Problem. Implement a minimal expression interpreter for a language with variables, function definitions, and application. Make the evaluation strategy a flag: support call-by-value, call-by-name, and call-by-need. Use a program that (a) ignores one of its arguments and (b) uses another argument multiple times, with a side-effecting / divergent argument, so the three strategies produce observably different behavior:

  • call-by-value: hangs / runs the side effect once eagerly,
  • call-by-name: runs the side effect once per use,
  • call-by-need: runs it once, on first use, then memoizes.

Constraints. - The only difference between the three modes should be when and how often arguments are evaluated — the rest of the interpreter is shared. - Represent deferred arguments as thunks; call-by-need adds a memo cell.

Hints (try without first). - Call-by-value: evaluate the argument expression to a value at application time. - Call-by-name: bind the parameter to a thunk capturing the argument expression and the caller's environment; force on each variable lookup. - Call-by-need: same thunk, but replace the thunk with its value on first force (an updatable indirection — this is graph reduction in miniature).

Self-check. - [ ] The same test program yields three distinct behaviors under the three flags. - [ ] You can point at the one place in your code where the strategy diverges. - [ ] You can explain how call-by-need's memo cell turns call-by-name into laziness.

Solution sketch The three modes differ only in how a parameter is bound and looked up: - **Value:** at application, evaluate `arg` in the caller's env to a value `v`; bind `param → v`. Lookups return `v` directly. - **Name:** at application, build `thunk = (arg_expr, caller_env)`; bind `param → thunk`. Each variable lookup of `param` *re-evaluates* the thunk. - **Need:** identical binding, but the first lookup evaluates the thunk and **overwrites the binding** with the resulting value (or marks the cell computed). Subsequent lookups read the cached value — the thunk is forced at most once. A test program like `(λx. λy. y + y) DIVERGE (print_and_return 7)` exposes all three: value diverges (forces `DIVERGE` eagerly), name prints `7` twice (forces `y` per use), need prints `7` once (memoized) and sums `14`.

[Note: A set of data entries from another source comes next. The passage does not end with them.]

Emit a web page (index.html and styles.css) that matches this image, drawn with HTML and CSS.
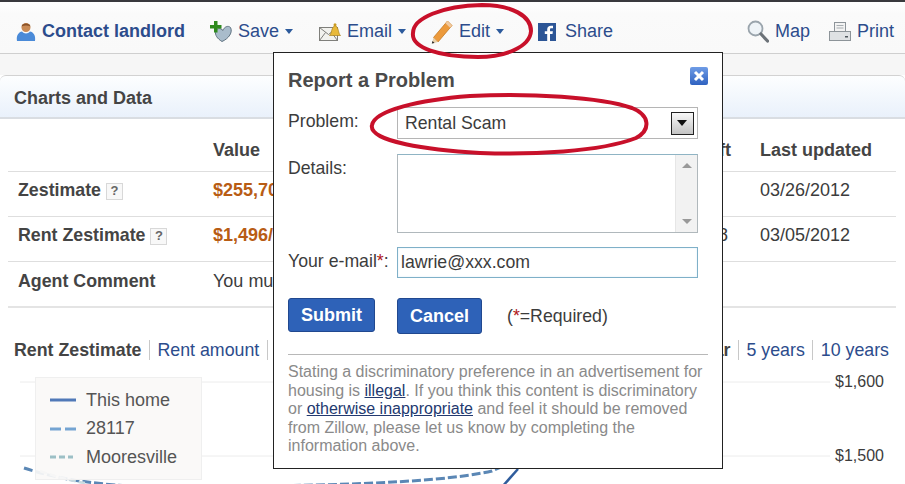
FILE: index.html
```html
<!DOCTYPE html>
<html lang="en">
<head>
<meta charset="utf-8">
<title>Report a Problem</title>
<link rel="stylesheet" href="styles.css">
</head>
<body>
<div class="page">
  <nav class="toolbar">
    <a class="tool tool-contact">
      <svg class="icon" width="20" height="20" viewBox="0 0 20 20"><circle cx="10" cy="5.500" r="4.500" fill="#c98a55"/><path d="M5.500 4.500C6 .5 14 .5 14.500 4.500 12 3 8 3 5.500 4.500z" fill="#8a5228"/><path d="M1 19c-1-6 2-9 5-9.500 2 2.500 6 2.500 8 0 3 .5 6 3.500 5 9.500z" fill="#4a8ad8"/></svg>
      <span>Contact landlord</span>
    </a>
    <a class="tool tool-save">
      <svg class="icon" width="22" height="21" viewBox="0 0 22 21"><path d="M12 20.500C7 17.500 5 14 5.500 10.500 6.500 7 10.500 6.500 13 9.500c1-3.500 5-5.500 7.500-3 2.500 4.500-1.500 11-8.500 14z" fill="#a9bccb" stroke="#5f7280"/><path d="M4 0h3.500v4H11.500v3.500H7.500V11.500H4V7.500H0V4h4z" fill="#2f8a1e"/></svg>
      <span>Save</span><i class="caret"></i>
    </a>
    <a class="tool tool-email">
      <svg class="icon" width="22" height="18" viewBox="0 0 22 18"><rect x=".5" y="4.500" width="18" height="13" fill="#f2f2ee" stroke="#7f7f7b"/><path d="M.5 4.500l9 7 9-7M.5 17.500l6-8M18.500 17.500l-6-8" fill="none" stroke="#7f7f7b"/><path d="M10.500 12.500c2.500-2 1.500-8 5.500-10 4 1.500 3 8 5.500 10z" fill="#e8b93a" stroke="#a8801c" stroke-width=".7"/><circle cx="16" cy="1.800" r="1.500" fill="#c99a20"/></svg>
      <span>Email</span><i class="caret"></i>
    </a>
    <a class="tool tool-edit">
      <svg class="icon" width="22" height="24" viewBox="0 0 22 24"><path d="M16.500 1l4.500 4.500L7 22 2.500 17.500z" fill="#ec9a3c" stroke="#c57a22" stroke-width=".8"/><path d="M16.500 1l4.500 4.500-2 2.300-4.500-4.500z" fill="#f0c9a0"/><path d="M2.500 17.500L7 22 .8 23.500z" fill="#e9cfa8"/><path d="M1.500 21L3.500 23 .8 23.500z" fill="#222"/></svg>
      <span>Edit</span><i class="caret"></i>
    </a>
    <a class="tool tool-share">
      <svg class="icon" width="18" height="18" viewBox="0 0 18 18"><rect width="18" height="18" fill="#2c5596"/><path d="M12 18v-7h2.500l.4-2.800H12V6.600c0-.8.3-1.300 1.400-1.300H15V2.800c-.5-.1-1.300-.1-2-.1-2.200 0-3.800 1.300-3.800 3.700v1.800H6.800V11h2.400v7z" fill="#fff"/></svg>
      <span>Share</span>
    </a>
    <a class="tool tool-map">
      <svg class="icon" width="22" height="23" viewBox="0 0 22 23"><circle cx="8.500" cy="8.500" r="7" fill="#eef3f7" stroke="#9aa4ac" stroke-width="1.800"/><path d="M14 14l6.500 7" stroke="#6c7278" stroke-width="3.200" stroke-linecap="round"/></svg>
      <span>Map</span>
    </a>
    <a class="tool tool-print">
      <svg class="icon" width="22" height="20" viewBox="0 0 22 20"><rect x="5.500" y=".5" width="11" height="9" fill="#f3f3f3" stroke="#8d9499"/><path d="M7.500 3.500h7M7.500 6h7" stroke="#a8aeb2"/><rect x=".5" y="9.500" width="21" height="9" fill="#dfe2e4" stroke="#8d9499"/><rect x="16" y="14" width="3" height="1.500" fill="#50585e"/></svg>
      <span>Print</span>
    </a>
  </nav>

  <div class="strip"></div>
  <h2 class="panel-head">Charts and Data</h2>

  <table class="data">
    <colgroup><col class="c1"><col class="c2"><col class="c3"><col class="c4"></colgroup>
    <thead>
      <tr><th></th><th>Value</th><th>$/sqft</th><th>Last updated</th></tr>
    </thead>
    <tbody>
      <tr><th>Zestimate <b class="help">?</b></th><td class="money">$255,700</td><td></td><td>03/26/2012</td></tr>
      <tr><th>Rent Zestimate <b class="help">?</b></th><td class="money">$1,496/mo</td><td>$0.78</td><td>03/05/2012</td></tr>
      <tr class="last"><th>Agent Comment</th><td colspan="2">You must be the listing agent to add an agent comment</td><td></td></tr>
    </tbody>
  </table>

  <div class="ranges">
    <div class="range-group">
      <b class="range">Rent Zestimate</b>
      <a class="range">Rent amount</a>
      <a class="range">Rent/sqft</a>
    </div>
    <div class="range-group">
      <b class="range">1 year</b>
      <a class="range">5 years</a>
      <a class="range">10 years</a>
    </div>
  </div>

  <section class="chart">
    <svg class="plot" width="905" height="114" viewBox="0 370 905 114">
      <path d="M20 381H830M20 455H830" stroke="#ececec" fill="none"/>
      <text class="axis" x="835" y="386">$1,600</text>
      <text class="axis" x="835" y="460">$1,500</text>
      <path d="M24 467C60 479 100 484 150 486M220 486C300 484 430 484 492 470L510 462" stroke="#5b87b5" stroke-width="3" stroke-dasharray="9 3" fill="none"/>
      <path d="M40 470C60 477 72 480 85 482" stroke="#c8dbe0" stroke-width="2.500" stroke-dasharray="7 3" fill="none"/>
      <path d="M502 486L518 468" stroke="#2f5c9c" stroke-width="2.500" fill="none"/>
    </svg>
    <div class="legend">
      <div class="legend-row"><svg width="26" height="4"><path d="M0 2H26" stroke="#5079b8" stroke-width="3"/></svg><span>This home</span></div>
      <div class="legend-row"><svg width="26" height="4"><path d="M0 2H26" stroke="#74a4d2" stroke-width="3" stroke-dasharray="11 4"/></svg><span>28117</span></div>
      <div class="legend-row"><svg width="26" height="4"><path d="M0 2H23" stroke="#9cc0c6" stroke-width="3" stroke-dasharray="6 3"/></svg><span>Mooresville</span></div>
    </div>
  </section>

  <div class="modal">
    <div class="modal-title">
      <h1>Report a Problem</h1>
      <span class="close"><svg width="12" height="12" viewBox="0 0 12 12"><path d="M2 2l8 8M10 2l-8 8" stroke="#fff" stroke-width="3"/></svg></span>
    </div>
    <form class="form">
      <label class="lbl">Problem:</label>
      <div class="select"><span>Rental Scam</span><i class="select-btn"></i></div>
      <label class="lbl">Details:</label>
      <div class="textarea"><div class="scroller"><i class="arrow-up"></i><i class="arrow-down"></i></div></div>
      <label class="lbl">Your e-mail<em>*</em>:</label>
      <input class="email" type="text" value="lawrie@xxx.com">
    </form>
    <div class="actions">
      <button class="btn btn-submit" type="button">Submit</button>
      <button class="btn btn-cancel" type="button">Cancel</button>
      <span class="req">(<em>*</em>=Required)</span>
    </div>
    <p class="note">Stating a discriminatory preference in an advertisement for housing is <a>illegal</a>. If you think this content is discriminatory or <a>otherwise inappropriate</a> and feel it should be removed from Zillow, please let us know by completing the information above.</p>
  </div>

  <svg class="marks" width="905" height="160" viewBox="0 0 905 160">
    <path d="M413 33C413 18 442 6 482 5 512 5 531 16 531 31 530 47 505 57 478 57 440 57 411 48 413 33z"/>
    <path d="M372 125C375 110 420 100 470 96 530 93 600 97 632 108 650 115 651 130 636 138 600 152 530 155 480 153 430 150 368 142 372 125z"/>
  </svg>
</div>
</body>
</html>
```

FILE: styles.css
```css
* { box-sizing: border-box; }
html, body { margin: 0; padding: 0; }
body { font-family: "Liberation Sans", Arial, sans-serif; color: #3c3c3c; background: #fff; }
.page { position: relative; width: 905px; height: 484px; overflow: hidden; }

.toolbar { display: flex; align-items: center; height: 54px; padding: 8px 0 0 16px; border-top: 2px solid #3a3a3e; border-bottom: 1px solid #cfcfcf; background: linear-gradient(#fff, #fafafa 12px, #f9f9f9); font-size: 18px; color: #2c4c8c; }
.tool { display: flex; align-items: center; gap: 6px; }
.tool-contact { font-weight: bold; }
.tool-save { margin-left: 25px; }
.tool-email { margin-left: 26px; }
.tool-edit { margin-left: 25px; }
.tool-share { margin-left: 34px; gap: 9px; }
.tool-map { margin-left: auto; }
.tool-print { margin-left: 19px; margin-right: 11px; }
.caret { width: 0; height: 0; border: 4px solid transparent; border-top: 5px solid #2c5a9c; border-bottom: 0; }

.strip { height: 21px; background: #f6f6f6; }
.panel-head { margin: 0; height: 44px; padding-left: 14px; border-top: 1px solid #d2d2d2; border-bottom: 2px solid #d9dde2; border-radius: 6px 6px 0 0; background: linear-gradient(#fdfeff, #e9f1fb); font-size: 18px; line-height: 44px; font-weight: bold; color: #444; }

.data { width: 888px; margin: 11px 0 0 8px; table-layout: fixed; border-collapse: collapse; font-size: 18px; }
.c1 { width: 195px; }
.c2 { width: 470px; }
.c3 { width: 77px; }
.data th, .data td { padding: 0 0 0 10px; text-align: left; white-space: nowrap; overflow: hidden; border-bottom: 1px solid #dedede; }
.data tbody th, .data tbody td { padding-bottom: 7px; }
.data tbody th { font-size: 17.800px; }
.data th { font-weight: bold; color: #444; }
.data td { color: #3c3c3c; }
.data thead tr { height: 41px; }
.data tbody tr { height: 45px; }
.data .last th, .data .last td { border-bottom: 2px solid #e4e4e4; height: 46px; padding-bottom: 5px; }
.data .money { color: #b85c14; font-weight: bold; }
.help { display: inline-block; width: 17px; height: 17px; margin-left: 0; border: 1px solid #d8d8d8; background: #f8f8f8; font-size: 13px; line-height: 14px; text-align: center; color: #666; vertical-align: 1px; }

.ranges { display: flex; justify-content: space-between; align-items: center; height: 63px; padding: 21px 16px 0 14px; font-size: 17.800px; color: #2c4c8c; }
.range-group { display: flex; }
.range { padding: 0 7.500px; border-left: 1px solid #c8c8c8; line-height: 20px; }
.range:first-child { padding-left: 0; border-left: 0; }
.range:last-child { padding-right: 0; }
b.range { color: #444; }

.chart { position: relative; height: 114px; }
.plot { display: block; }
.axis { font-size: 16px; fill: #3c3c3c; font-family: "Liberation Sans", Arial, sans-serif; }
.legend { position: absolute; left: 35px; top: 6px; width: 167px; height: 103px; padding: 8px 0 0 14px; border: 1px solid #efefef; background: rgba(250, 248, 247, .92); font-size: 18px; color: #555; }
.legend-row { display: flex; align-items: center; gap: 10px; height: 28.500px; }

.modal { position: absolute; left: 273px; top: 52px; width: 450px; height: 417px; padding: 15px 14px 0; background: #fff; border: 1px solid #222; }
.modal-title { display: flex; justify-content: space-between; align-items: flex-start; height: 24px; }
.modal-title h1 { margin: 0; font-size: 20px; line-height: 24px; font-weight: bold; color: #4a4a4a; }
.close { display: flex; align-items: center; justify-content: center; width: 18px; height: 18px; margin-top: -1px; border-radius: 2px; background: linear-gradient(#6f9ce6, #2f62c0); }

.form { display: grid; grid-template-columns: 109px 301px; grid-template-rows: 32px 79px 31px; row-gap: 14.500px; margin-top: 15px; font-size: 17.700px; }
.form .lbl { padding-top: 4px; line-height: 20px; color: #3c3c3c; }
.lbl em, .req em { font-style: normal; color: #b01818; }
.select { display: flex; align-items: center; justify-content: space-between; padding: 0 3px 0 7px; border: 1px solid #b5b5b5; background: #fff; }
.select-btn { position: relative; width: 23px; height: 23px; border: 1px solid #222; background: linear-gradient(#f8f8f8, #c4c4c4); }
.select-btn::after { content: ""; position: absolute; left: 5px; top: 7px; border: 5px solid transparent; border-top: 6px solid #111; border-bottom: 0; }
.textarea { display: flex; justify-content: flex-end; border: 1px solid #b0b8bc; border-top-color: #8fb4c4; background: #fff; }
.scroller { display: flex; flex-direction: column; justify-content: space-between; align-items: center; width: 22px; padding: 8px 0; background: #f2f2f2; border-left: 1px solid #e6e6e6; }
.arrow-up { border: 5px solid transparent; border-bottom: 5px solid #999; border-top: 0; }
.arrow-down { border: 5px solid transparent; border-top: 5px solid #999; border-bottom: 0; }
.email { width: 301px; height: 31px; margin: 0; padding: 0 3px; border: 1px solid #7fb0c8; box-shadow: inset 0 0 2px #d8ecf8; font: 17.700px "Liberation Sans", Arial, sans-serif; color: #3c3c3c; outline: 0; }

.actions { display: flex; align-items: flex-start; margin-top: 20px; font-size: 17.700px; }
.btn { margin: 0; padding: 0; border: 1px solid #21488f; border-radius: 3px; background: #2e62b8; color: #fff; font: bold 18px "Liberation Sans", Arial, sans-serif; }
.btn-submit { width: 87px; height: 34px; }
.btn-cancel { width: 85px; height: 36px; margin-left: 22px; }
.req { margin-left: 25px; line-height: 36px; color: #3c3c3c; }

.note { margin: 20px 0 0; padding-top: 8px; width: 420px; border-top: 1px solid #b8b8b8; font-size: 16px; line-height: 18.500px; color: #8a8a8a; }
.note a { color: #23396f; text-decoration: underline; }

.marks { position: absolute; left: 0; top: 0; pointer-events: none; }
.marks path { fill: none; stroke: #c8102a; stroke-width: 4; }
```
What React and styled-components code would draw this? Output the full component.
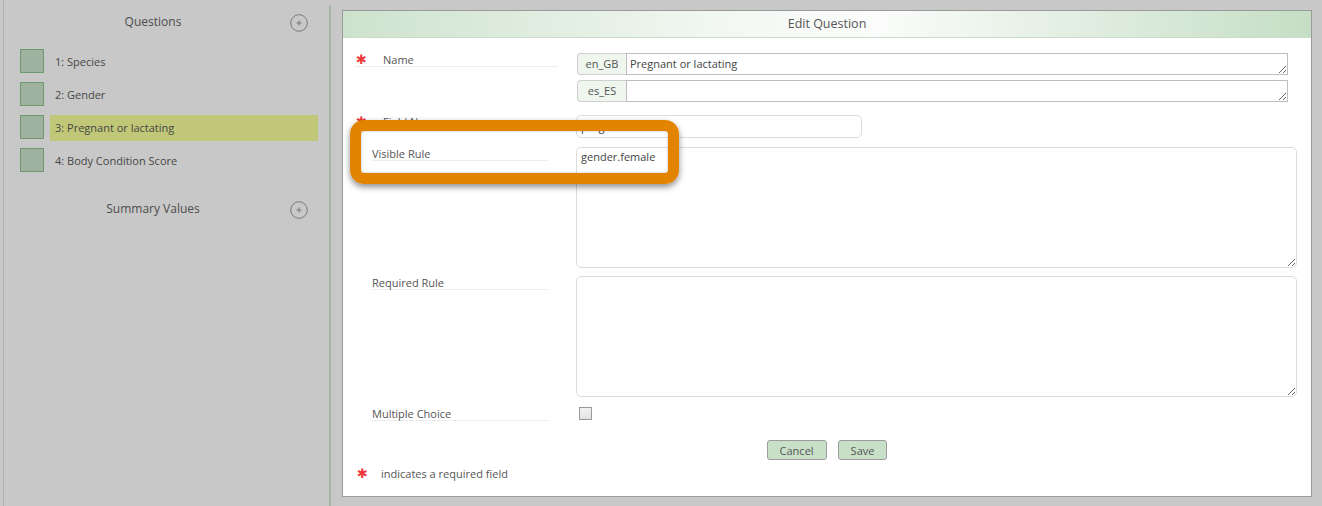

Task 16: Write the API-signature decision guide

Problem. Without code: produce a one-page decision guide that, given a parameter, picks among copy by value, read-only borrow (const&/&), mutable borrow (&mut/ref), take ownership (by-value/move), and defer (thunk/lazy). For each, state the contract it expresses, its cost, its aliasing behavior, and one failure mode of choosing it wrongly. Then apply your guide to five real signatures from a codebase you know and justify each choice.

Self-check. - [ ] Each option lists contract, cost, aliasing, and a failure mode. - [ ] Your five real-world justifications cite size, mutability, lifetime, or hot-path concerns. - [ ] You can defend why a const-reference is not always the right default.